The second major danger presented by nuclear weapons is vaguer but even more intractable. Perhaps if the Soviet Union and the United States could muster the political good sense and will to re-establish a stable and determinate balance of nuclear threat between them, and could sustain it against the pressures of their own military forces and armaments industries, they could, in the fullness of time, learn to conduct relations between them within much the same rules even after dismantling the apparatus of threat itself. This is an extremely optimistic hope. But it is not obvious that it is simply incoherent. What is much harder to see is how, as a result of any causally conceivable process, the social and political world in which human beings live at the moment could become one that could be trusted with the knowledge of how to make nuclear weapons. Today, as in the past, the world is littered with brigand states. Already some of these have attempted to acquire nuclear weapons. As time goes by, it is likely to become easier and cheaper for them to do so. Perhaps America and Russia and England and China and France can be trusted never deliberately to use such weapons in the future. But the same could hardly have been said for President Amin towards the close of his rule. Radically untrustworthy and irrational political units are simply part of the furniture of the world today and they are likely to remain so in any seriously imaginable future. Unless a full-scale nuclear war takes place, we can hardly unlearn the knowledge of how to make nuclear weapons. ‘When barriers which in fact consisted only in ignorance of what was possible are broken down, it is not easy,’ as Clausewitz observed, ‘to build them up again.’ Here, too, unilateral nuclear disarmament in one country can make little contribution to conceiving and implementing a social and political order in which human beings and the products of their intellectual creations can continue to exist in decent security. To close Pandora’s box again, with its contents duly restored to it, would be a staggering feat of political intelligence and skill, and one for which the political record of our species provides not the dimmest shadow of a precedent.

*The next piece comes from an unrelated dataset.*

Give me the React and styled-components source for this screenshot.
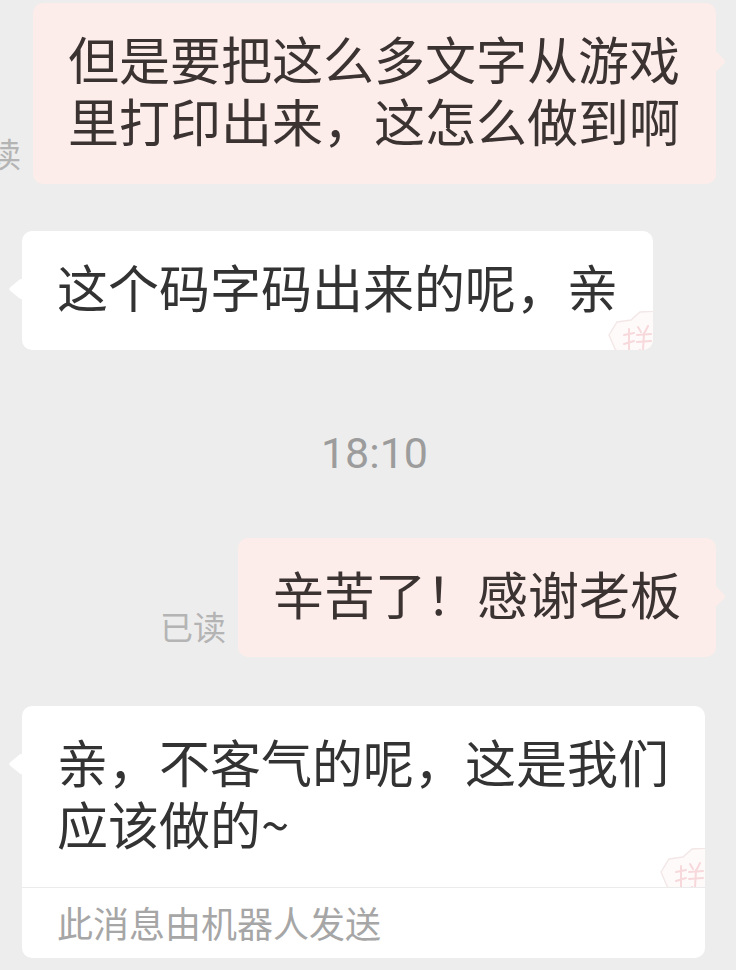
import React from "react";
import styled, { createGlobalStyle } from "styled-components";

const Global = createGlobalStyle`
  html, body {
    margin: 0;
    padding: 0;
    background: #ededed;
  }
  body {
    font-family: "Noto Sans CJK SC", "Noto Sans", sans-serif;
  }
`;

const Page = styled.div`
  width: 736px;
  height: 970px;
  overflow: hidden;
  box-sizing: border-box;
  padding-top: 3px;
  background: #ededed;
  display: flex;
  flex-direction: column;
`;

const Row = styled.div`
  display: flex;
  align-items: flex-end;
  justify-content: ${(p) => (p.$out ? "flex-end" : "flex-start")};
  gap: 12px;
  padding: ${(p) => (p.$out ? "0 20px 0 0" : "0 0 0 22px")};
  margin-top: ${(p) => p.$mt || 0}px;
`;

const Status = styled.span`
  flex-shrink: 0;
  white-space: nowrap;
  font-size: 33px;
  line-height: 33px;
  color: #b4b4b4;
  margin-bottom: 14px;
`;

const BubbleWrap = styled.div`
  position: relative;
  flex-shrink: 0;
  max-width: 683px;

  &::before {
    content: "";
    position: absolute;
    top: ${(p) => (p.$out ? 51 : 50)}px;
    ${(p) => (p.$out ? "right: -7px;" : "left: -8px;")}
    width: ${(p) => (p.$out ? 15 : 16)}px;
    height: ${(p) => (p.$out ? 15 : 16)}px;
    border-radius: 3px;
    background: ${(p) => (p.$out ? "#fdedea" : "#ffffff")};
    transform: scaleX(${(p) => (p.$out ? 1 : 1.24)}) rotate(45deg);
  }
`;

const Bubble = styled.div`
  border-radius: 10px;
  overflow: hidden;
  background: ${(p) => (p.$out ? "#fdedea" : "#ffffff")};
`;

const Body = styled.div`
  position: relative;
  overflow: hidden;
  padding: 24px 35px 33px;
  font-size: 51px;
  line-height: 62px;
  color: ${(p) => (p.$out ? "#3a3332" : "#333333")};
`;

const Footer = styled.div`
  border-top: 1px solid #ebebeb;
  padding: 0 35px;
  height: 70px;
  line-height: 68px;
  font-size: 36px;
  color: #a6a6a6;
  white-space: nowrap;
`;

const Time = styled.div`
  margin-top: 78px;
  margin-bottom: 60px;
  padding-left: 13px;
  text-align: center;
  font-family: Roboto, "Liberation Sans", sans-serif;
  font-size: 43px;
  line-height: 50px;
  color: #9c9c9c;
`;

const Mark = styled.svg`
  position: absolute;
  right: 0;
  bottom: -7px;
  width: 46px;
  height: 46px;
  pointer-events: none;
  opacity: 0.8;
`;

function Watermark() {
  return (
    <Mark viewBox="0 0 46 46">
      <polygon
        points="2,24 10,11 24,9 33,1 50,0 56,20 48,46 20,52 8,38"
        fill="rgba(255,244,244,0.5)"
        stroke="#f1e2e2"
        strokeWidth="1.4"
      />
      <g stroke="#f6cfd3" strokeWidth="2" strokeLinecap="round" fill="none">
        <line x1="22" y1="18" x2="22" y2="40" />
        <line x1="17" y1="24" x2="27" y2="22" />
        <line x1="17" y1="33" x2="27" y2="30" />
        <line x1="31" y1="16" x2="34" y2="21" />
        <line x1="41" y1="15" x2="38" y2="21" />
        <line x1="30" y1="24" x2="44" y2="23" />
        <line x1="30" y1="31" x2="44" y2="30" />
        <line x1="37" y1="22" x2="36" y2="40" />
        <line x1="33" y1="39" x2="30" y2="42" />
      </g>
    </Mark>
  );
}

function Outgoing({ mt, text }) {
  return (
    <Row $out $mt={mt}>
      <Status>已读</Status>
      <BubbleWrap $out>
        <Bubble $out>
          <Body $out>{text}</Body>
        </Bubble>
      </BubbleWrap>
    </Row>
  );
}

function Incoming({ mt, text, footer }) {
  return (
    <Row $mt={mt}>
      <BubbleWrap>
        <Bubble>
          <Body>
            {text}
            <Watermark />
          </Body>
          {footer && <Footer>{footer}</Footer>}
        </Bubble>
      </BubbleWrap>
    </Row>
  );
}

export default function App() {
  return (
    <>
      <Global />
      <Page>
        <Outgoing text="但是要把这么多文字从游戏里打印出来，这怎么做到啊" />
        <Incoming mt={47} text="这个码字码出来的呢，亲" />
        <Time>18:10</Time>
        <Outgoing text="辛苦了！感谢老板" />
        <Incoming
          mt={49}
          text="亲，不客气的呢，这是我们应该做的~"
          footer="此消息由机器人发送"
        />
      </Page>
    </>
  );
}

Both sides in the debate about the unilateral nuclear disarmament of Britain presume that the other is gratuitously (and perhaps sentimentally) exposing the British population to appalling risk, whereas what each is intentionally doing is selecting a different risk as that against which it most wishes to insure. Each, unsurprisingly, inclines to discretion or credulity about the scale, character and timing of the risk against which it elects not to insure. Both, by their lights, have good intentions. There is a more expressive unilateralist case which is unconcerned with consequences; one which presumes that no war aims could justify the use of such ghastly weapons and that the possession of such weapons without a preparedness to use them in the last instance is a self-contradictory posture. Like any sane human being, Neild is revolted by nuclear weapons: but his case is an instrumental, not an expressive, one. Possessing our own nuclear weapons and harbouring American nuclear weapons greatly endangers millions of British lives. In some ways, perhaps, he exaggerates these dangers, at any rate in the short run. But he makes a good case for his exaggerations.

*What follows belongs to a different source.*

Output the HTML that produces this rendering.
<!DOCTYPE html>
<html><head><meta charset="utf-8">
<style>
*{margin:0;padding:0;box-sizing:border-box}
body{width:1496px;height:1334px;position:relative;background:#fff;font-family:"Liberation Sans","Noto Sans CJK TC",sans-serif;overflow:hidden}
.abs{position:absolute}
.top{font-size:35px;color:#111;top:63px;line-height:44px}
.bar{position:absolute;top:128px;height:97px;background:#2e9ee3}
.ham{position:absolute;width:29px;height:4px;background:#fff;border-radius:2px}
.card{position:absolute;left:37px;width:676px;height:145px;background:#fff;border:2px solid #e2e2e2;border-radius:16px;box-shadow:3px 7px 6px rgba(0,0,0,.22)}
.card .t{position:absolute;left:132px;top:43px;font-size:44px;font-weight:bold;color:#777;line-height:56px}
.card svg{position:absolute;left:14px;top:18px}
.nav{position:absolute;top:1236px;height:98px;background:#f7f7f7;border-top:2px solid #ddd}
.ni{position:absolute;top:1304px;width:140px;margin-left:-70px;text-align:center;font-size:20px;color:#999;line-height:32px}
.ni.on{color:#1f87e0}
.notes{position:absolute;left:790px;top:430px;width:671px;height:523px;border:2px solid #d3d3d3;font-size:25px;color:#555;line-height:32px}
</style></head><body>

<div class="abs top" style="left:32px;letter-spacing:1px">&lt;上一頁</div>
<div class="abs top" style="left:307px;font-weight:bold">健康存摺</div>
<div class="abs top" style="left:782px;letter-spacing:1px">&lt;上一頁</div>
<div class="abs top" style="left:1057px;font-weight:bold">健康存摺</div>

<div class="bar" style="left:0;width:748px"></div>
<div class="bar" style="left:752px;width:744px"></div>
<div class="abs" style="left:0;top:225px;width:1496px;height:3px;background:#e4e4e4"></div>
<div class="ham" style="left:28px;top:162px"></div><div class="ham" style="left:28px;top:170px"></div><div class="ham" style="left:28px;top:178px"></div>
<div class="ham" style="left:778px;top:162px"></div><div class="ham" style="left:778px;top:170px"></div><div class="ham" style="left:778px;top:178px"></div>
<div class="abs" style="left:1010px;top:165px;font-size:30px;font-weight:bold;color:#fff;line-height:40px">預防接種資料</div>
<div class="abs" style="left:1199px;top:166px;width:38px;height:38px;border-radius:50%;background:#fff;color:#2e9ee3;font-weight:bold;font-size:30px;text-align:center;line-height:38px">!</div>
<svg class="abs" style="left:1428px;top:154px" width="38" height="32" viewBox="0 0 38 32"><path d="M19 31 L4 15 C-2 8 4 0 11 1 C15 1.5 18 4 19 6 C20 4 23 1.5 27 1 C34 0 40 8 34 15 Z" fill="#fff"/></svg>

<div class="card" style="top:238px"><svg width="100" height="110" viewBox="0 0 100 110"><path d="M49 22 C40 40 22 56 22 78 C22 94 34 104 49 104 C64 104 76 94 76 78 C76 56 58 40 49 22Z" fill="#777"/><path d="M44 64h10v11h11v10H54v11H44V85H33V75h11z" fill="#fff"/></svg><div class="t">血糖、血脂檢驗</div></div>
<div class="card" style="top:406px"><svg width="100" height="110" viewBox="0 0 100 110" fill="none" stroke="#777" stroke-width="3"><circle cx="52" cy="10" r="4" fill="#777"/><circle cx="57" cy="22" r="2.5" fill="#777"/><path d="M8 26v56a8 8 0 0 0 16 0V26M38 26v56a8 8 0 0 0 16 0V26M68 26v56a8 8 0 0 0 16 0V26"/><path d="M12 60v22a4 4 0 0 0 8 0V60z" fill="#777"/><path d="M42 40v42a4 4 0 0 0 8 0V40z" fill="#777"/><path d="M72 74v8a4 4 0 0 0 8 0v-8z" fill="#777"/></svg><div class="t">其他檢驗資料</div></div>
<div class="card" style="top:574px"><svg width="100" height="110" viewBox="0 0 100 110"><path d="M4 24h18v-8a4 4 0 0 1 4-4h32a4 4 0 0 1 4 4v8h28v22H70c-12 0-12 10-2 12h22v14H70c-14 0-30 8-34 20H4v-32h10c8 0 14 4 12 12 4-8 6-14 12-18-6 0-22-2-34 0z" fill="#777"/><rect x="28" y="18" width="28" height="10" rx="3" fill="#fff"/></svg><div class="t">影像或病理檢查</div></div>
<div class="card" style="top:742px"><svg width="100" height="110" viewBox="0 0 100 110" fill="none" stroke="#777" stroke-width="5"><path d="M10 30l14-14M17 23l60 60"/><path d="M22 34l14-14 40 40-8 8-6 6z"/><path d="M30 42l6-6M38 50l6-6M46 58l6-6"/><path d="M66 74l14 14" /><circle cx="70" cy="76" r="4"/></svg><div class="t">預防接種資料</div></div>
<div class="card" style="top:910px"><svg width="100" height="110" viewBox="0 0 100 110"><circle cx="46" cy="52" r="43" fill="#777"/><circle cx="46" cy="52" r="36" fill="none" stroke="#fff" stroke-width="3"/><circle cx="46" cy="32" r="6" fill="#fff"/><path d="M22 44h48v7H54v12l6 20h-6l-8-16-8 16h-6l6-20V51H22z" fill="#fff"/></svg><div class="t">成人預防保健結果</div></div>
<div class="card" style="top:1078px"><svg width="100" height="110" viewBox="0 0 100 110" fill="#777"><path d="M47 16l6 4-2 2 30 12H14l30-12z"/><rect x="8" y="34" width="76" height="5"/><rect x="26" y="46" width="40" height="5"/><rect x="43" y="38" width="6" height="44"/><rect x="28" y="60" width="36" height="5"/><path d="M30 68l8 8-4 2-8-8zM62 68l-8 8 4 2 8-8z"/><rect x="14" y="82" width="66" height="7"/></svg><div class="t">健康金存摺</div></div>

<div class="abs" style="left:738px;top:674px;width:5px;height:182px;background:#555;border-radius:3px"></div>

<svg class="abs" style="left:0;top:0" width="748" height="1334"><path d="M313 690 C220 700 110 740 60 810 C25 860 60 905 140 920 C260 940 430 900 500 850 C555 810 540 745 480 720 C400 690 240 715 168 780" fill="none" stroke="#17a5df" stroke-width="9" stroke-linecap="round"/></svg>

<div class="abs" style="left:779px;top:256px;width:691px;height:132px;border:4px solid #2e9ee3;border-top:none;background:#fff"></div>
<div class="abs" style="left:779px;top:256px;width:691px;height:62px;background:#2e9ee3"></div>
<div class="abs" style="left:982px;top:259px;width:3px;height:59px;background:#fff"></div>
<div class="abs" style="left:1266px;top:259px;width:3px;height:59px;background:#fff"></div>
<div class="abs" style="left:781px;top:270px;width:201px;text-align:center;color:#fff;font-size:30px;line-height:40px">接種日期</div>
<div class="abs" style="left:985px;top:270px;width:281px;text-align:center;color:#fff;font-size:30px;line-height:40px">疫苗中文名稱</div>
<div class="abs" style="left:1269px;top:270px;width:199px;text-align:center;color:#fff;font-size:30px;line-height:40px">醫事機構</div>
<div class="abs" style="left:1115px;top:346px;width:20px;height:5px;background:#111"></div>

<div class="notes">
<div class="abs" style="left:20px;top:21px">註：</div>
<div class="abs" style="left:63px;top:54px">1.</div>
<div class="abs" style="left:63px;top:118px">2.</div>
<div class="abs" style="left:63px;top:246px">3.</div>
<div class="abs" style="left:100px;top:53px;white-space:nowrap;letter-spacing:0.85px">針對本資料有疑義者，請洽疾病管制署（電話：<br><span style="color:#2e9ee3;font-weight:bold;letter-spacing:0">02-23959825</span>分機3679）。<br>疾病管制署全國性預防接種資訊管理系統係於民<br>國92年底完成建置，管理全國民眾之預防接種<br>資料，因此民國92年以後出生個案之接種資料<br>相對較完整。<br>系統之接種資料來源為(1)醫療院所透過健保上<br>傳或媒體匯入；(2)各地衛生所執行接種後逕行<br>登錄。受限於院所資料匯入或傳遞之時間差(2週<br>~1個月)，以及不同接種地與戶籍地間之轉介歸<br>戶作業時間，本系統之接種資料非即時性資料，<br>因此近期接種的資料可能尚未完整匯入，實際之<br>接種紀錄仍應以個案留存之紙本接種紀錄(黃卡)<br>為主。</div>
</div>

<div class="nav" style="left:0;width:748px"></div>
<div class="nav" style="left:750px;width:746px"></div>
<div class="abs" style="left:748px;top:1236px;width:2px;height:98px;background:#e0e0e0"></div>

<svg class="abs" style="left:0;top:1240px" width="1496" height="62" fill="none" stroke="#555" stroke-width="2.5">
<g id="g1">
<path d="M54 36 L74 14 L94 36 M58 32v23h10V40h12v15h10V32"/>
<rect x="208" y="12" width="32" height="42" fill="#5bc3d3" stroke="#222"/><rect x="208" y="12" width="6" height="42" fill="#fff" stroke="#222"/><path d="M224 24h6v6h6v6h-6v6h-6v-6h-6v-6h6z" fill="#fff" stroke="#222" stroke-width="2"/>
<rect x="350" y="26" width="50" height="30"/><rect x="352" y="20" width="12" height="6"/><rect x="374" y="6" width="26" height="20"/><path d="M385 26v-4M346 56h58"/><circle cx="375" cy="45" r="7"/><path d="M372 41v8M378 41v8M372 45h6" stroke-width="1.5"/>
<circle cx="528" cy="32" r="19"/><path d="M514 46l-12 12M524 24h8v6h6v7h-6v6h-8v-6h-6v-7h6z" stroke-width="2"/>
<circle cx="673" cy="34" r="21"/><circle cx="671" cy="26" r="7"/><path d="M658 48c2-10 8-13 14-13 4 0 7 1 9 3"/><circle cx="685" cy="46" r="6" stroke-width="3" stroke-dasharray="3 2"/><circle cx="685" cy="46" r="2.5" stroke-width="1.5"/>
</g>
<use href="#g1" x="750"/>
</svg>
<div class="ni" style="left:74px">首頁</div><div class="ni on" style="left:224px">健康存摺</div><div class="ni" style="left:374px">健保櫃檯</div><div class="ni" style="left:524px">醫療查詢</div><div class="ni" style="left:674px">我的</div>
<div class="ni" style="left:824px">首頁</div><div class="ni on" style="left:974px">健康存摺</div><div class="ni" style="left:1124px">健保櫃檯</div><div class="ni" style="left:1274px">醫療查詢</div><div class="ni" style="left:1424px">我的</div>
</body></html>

What cannot be said, however, is that he gives a very broad and cogent view of how his immediate preoccupation and recommendations bear on the two major threats which nuclear weapons pose to the human race as a whole. Danger to millions of British lives is the appropriate focus for British defence policy. But it is far from being the only respect in which it is important to make up one’s mind about the Bomb. Nor should it be the sole political concern over nuclear weapons which a British voter or politician feels. The political understanding on which the Campaign for Nuclear Disarmament in its earlier phase was based was vague and shallowly optimistic. Now that a unilateralist option stands a real chance of being implemented by a British government, it is imperative that these weaknesses be repaired. Professor Neild offers his book to fellow citizens to provoke discussion, not to conclude it. One can only hope that he will be successful in this aim.